Two of my aunts have asked interesting questions about home education. Thank you! What’s interesting is that they, like most people, are less concerned about the academic aspects of school and more about the social aspects – friendship, developing social skills, fitting in and, as one of my aunts alluded to, the sanity of the parents! There’s less concern about how children will learn to read and write and learn history and science and maths, and so on. I guess it points to the fact that we value school as much for its social as its educational role.

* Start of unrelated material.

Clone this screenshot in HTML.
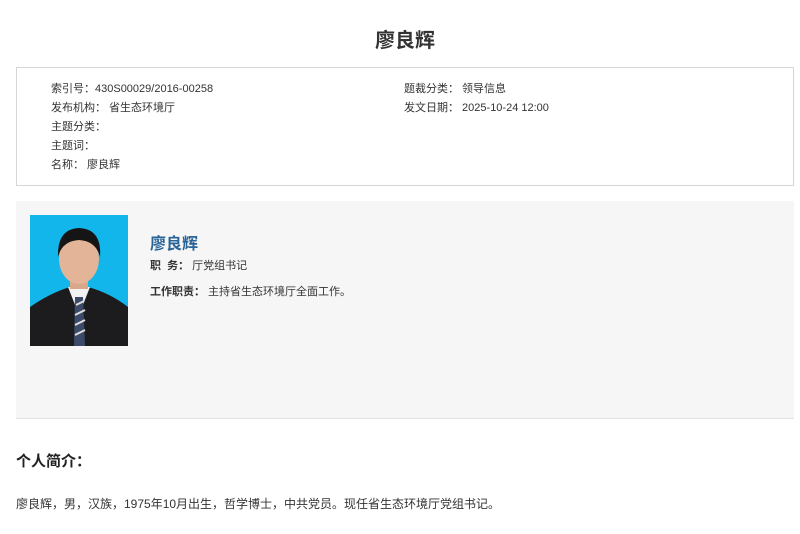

I’m not sure I can answer your questions. I’ll take a ‘let’s wait and see’ approach. All I know is that there are plenty of people out there who have been home educated, and they have turned out to be well rounded, socially adept, capable individuals. I suppose one of the misconceptions about ‘home’ education is that it takes place at home. That children sit at home all day, learning at the feet of their parents. Nothing could be further from the truth. Home education is about learning wherever and whenever, on the go, in all sorts of places, in the company of all sorts of people. My kids might end up taking art or dance or music classes, or taking classes to learn languages or other skills, or joining sports clubs. Or they might do none of those things. Right now I’ve no idea what they’ll do. But they will have ample opportunities to meet people, to make friends (whether those people are the same age as them or different ages).
I could recommend some good books to read about the philosophy of home education, but far more fun is Robyn Scott’s memoir of growing up in Botswana, Twenty chickens for a saddle. It’s a great read!